The plan breaks into four clear phases. Base Build runs weeks 1 through 7, when you learn what easy effort feels like. Sharpen runs weeks 8 and 9, when you do your first harder work. Taper runs weeks 10 through 12, when volume drops and you get fresh for race day. Each phase has one job. That shape (build easy, add intensity, then rest) is what lets you finish a 10K without the body breaking down.

Bradbury et al. 2020; Tønnessen et al. 2014; Casado et al. 2022

Keep easy days easy, hard days hard

Most of your running will feel conversational, the pace where you could speak in short phrases without gasping.

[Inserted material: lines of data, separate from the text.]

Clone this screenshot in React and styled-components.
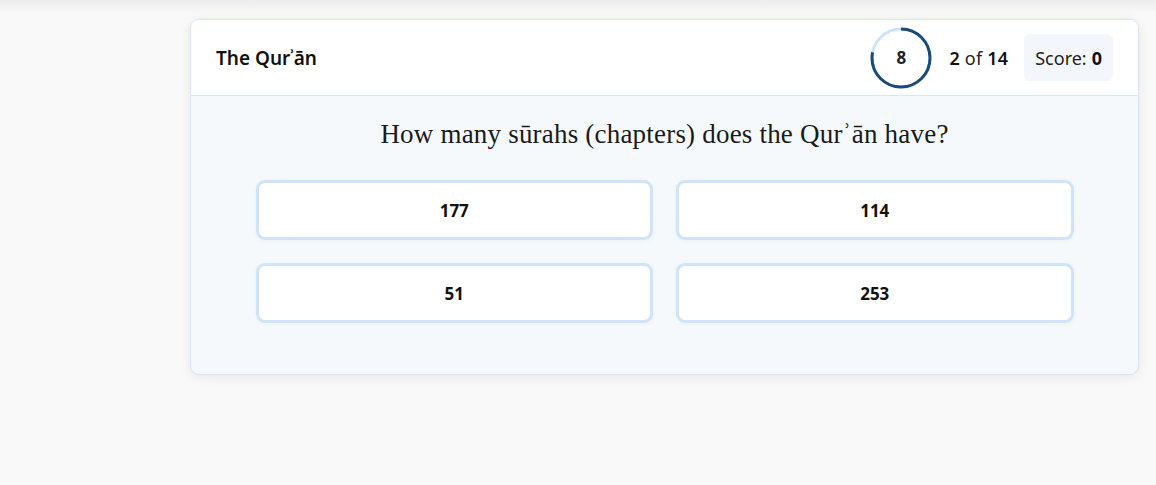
import React from "react";
import styled, { createGlobalStyle } from "styled-components";

const GlobalStyle = createGlobalStyle`
  html, body {
    margin: 0;
    padding: 0;
  }
  body {
    background: linear-gradient(to bottom, #ececec 0px, #f9f9f9 14px) #f9f9f9;
    font-family: "Noto Sans", "Open Sans", sans-serif;
    color: #111;
  }
`;

const Page = styled.div`
  display: grid;
  grid-template-columns: 190px 1fr;
  padding: 19px 17px 40px 0;
  min-height: 485px;
  box-sizing: border-box;
`;

const Card = styled.section`
  grid-column: 2;
  background: #f5f9fc;
  border: 1px solid #d5e6f8;
  border-radius: 9px;
  box-shadow: 0 2px 12px rgba(0, 0, 0, 0.08);
  overflow: hidden;
  align-self: start;
`;

const Header = styled.header`
  display: flex;
  align-items: center;
  justify-content: space-between;
  height: 75px;
  padding: 0 25px;
  background: #fff;
  border-bottom: 1px solid #d5e6f8;
`;

const Title = styled.h1`
  margin: 0;
  font-size: 19px;
  font-weight: 600;
  color: #111;
`;

const Status = styled.div`
  display: flex;
  align-items: center;
  gap: 16px;
`;

const Timer = styled.div`
  position: relative;
  width: 62px;
  height: 62px;
  margin-right: 1px;
  display: flex;
  align-items: center;
  justify-content: center;
  svg {
    position: absolute;
    inset: 0;
  }
`;

const TimerValue = styled.span`
  font-size: 17px;
  font-weight: 700;
  color: #222;
`;

const Count = styled.div`
  font-size: 18px;
  letter-spacing: 0.2px;
  color: #222;
  b {
    font-weight: 600;
    color: #111;
  }
`;

const Score = styled.div`
  background: #f3f7fb;
  border-radius: 6px;
  padding: 0 11px;
  height: 47px;
  display: flex;
  align-items: center;
  font-size: 18px;
  color: #222;
  b {
    font-weight: 700;
    margin-left: 5px;
    color: #111;
  }
`;

const Body = styled.div`
  padding: 21px 0 51px;
`;

const Question = styled.h2`
  margin: 0 0 29px;
  text-align: center;
  font-family: "Liberation Serif", "Times New Roman", serif;
  font-weight: 400;
  font-size: 27px;
  letter-spacing: 0.2px;
  line-height: 34px;
  color: #1a1a1a;
`;

const Options = styled.div`
  display: grid;
  grid-template-columns: 1fr 1fr;
  gap: 23px;
  width: 818px;
  margin: 0 auto;
`;

const Option = styled.button`
  height: 60px;
  box-sizing: border-box;
  background: #fff;
  border: 3px solid #d0e3f8;
  border-radius: 9px;
  box-shadow: 0 1px 4px rgba(30, 70, 120, 0.05);
  font-family: "Noto Sans", "Open Sans", sans-serif;
  font-size: 17px;
  font-weight: 700;
  color: #111;
  cursor: pointer;
`;

function TimerRing({ fraction }) {
  const r = 29;
  const c = 2 * Math.PI * r;
  return (
    <svg width="62" height="62" viewBox="0 0 62 62">
      <circle cx="31" cy="31" r={r} fill="none" stroke="#cfe3f8" strokeWidth="3" />
      <circle
        cx="31"
        cy="31"
        r={r}
        fill="none"
        stroke="#1b4a78"
        strokeWidth="3"
        strokeDasharray={`${c * fraction} ${c}`}
        transform="rotate(-90 31 31)"
      />
    </svg>
  );
}

const answers = ["177", "114", "51", "253"];

export default function App() {
  return (
    <>
      <GlobalStyle />
      <Page>
        <Card>
          <Header>
            <Title>The Qurʾān</Title>
            <Status>
              <Timer>
                <TimerRing fraction={0.78} />
                <TimerValue>8</TimerValue>
              </Timer>
              <Count>
                <b>2</b> of <b>14</b>
              </Count>
              <Score>
                Score:<b>0</b>
              </Score>
            </Status>
          </Header>
          <Body>
            <Question>How many sūrahs (chapters) does the Qurʾān have?</Question>
            <Options>
              {answers.map((a) => (
                <Option key={a}>{a}</Option>
              ))}
            </Options>
          </Body>
        </Card>
      </Page>
    </>
  );
}
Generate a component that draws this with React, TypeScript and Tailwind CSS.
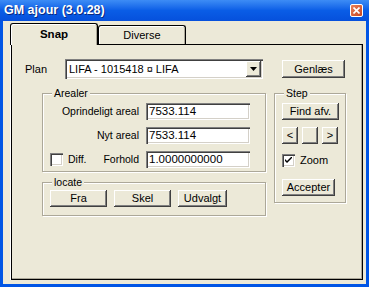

About 85 to 90 percent of the plan holds that easy effort. Three weeks into the plan you'll do your first harder work: a hill session. Weeks 8 and 9 add short tempo runs (comfortably hard, short phrases only). Everything else stays easy. That separation (easy most days, hard just a few) is what lets your body get faster without breaking.

Stöggl & Sperlich 2014; Casado et al. 2022; Kenneally et al. 2017

Rapid volume jumps raise injury risk

Your body gets hurt when running volume jumps too fast. This plan starts at about 8 miles a week and grows to 13 miles by week 9. Every week climbs by 10 percent or less, never a big leap. One cutback week in week 4 lets your body absorb the first three weeks of building. That slow pace is the plan's injury defense. New runners who rush their mileage get hurt. This plan does not rush.

Gabbett 2016; Fokkema et al. 2020; Johnston et al. 2019

Tapering improves race performance by 2-6%

A race taper is the final weeks before race day, when volume drops and intensity drops. This plan's taper starts in week 10 and runs through week 12 (race day), three weeks where you run less than you have in months. Some runners feel slow on the taper and worry they lost fitness. They did not. The lighter load lets your body recover and come fresh to the start line. Taper weeks produce a 2–6% speed bump on race day.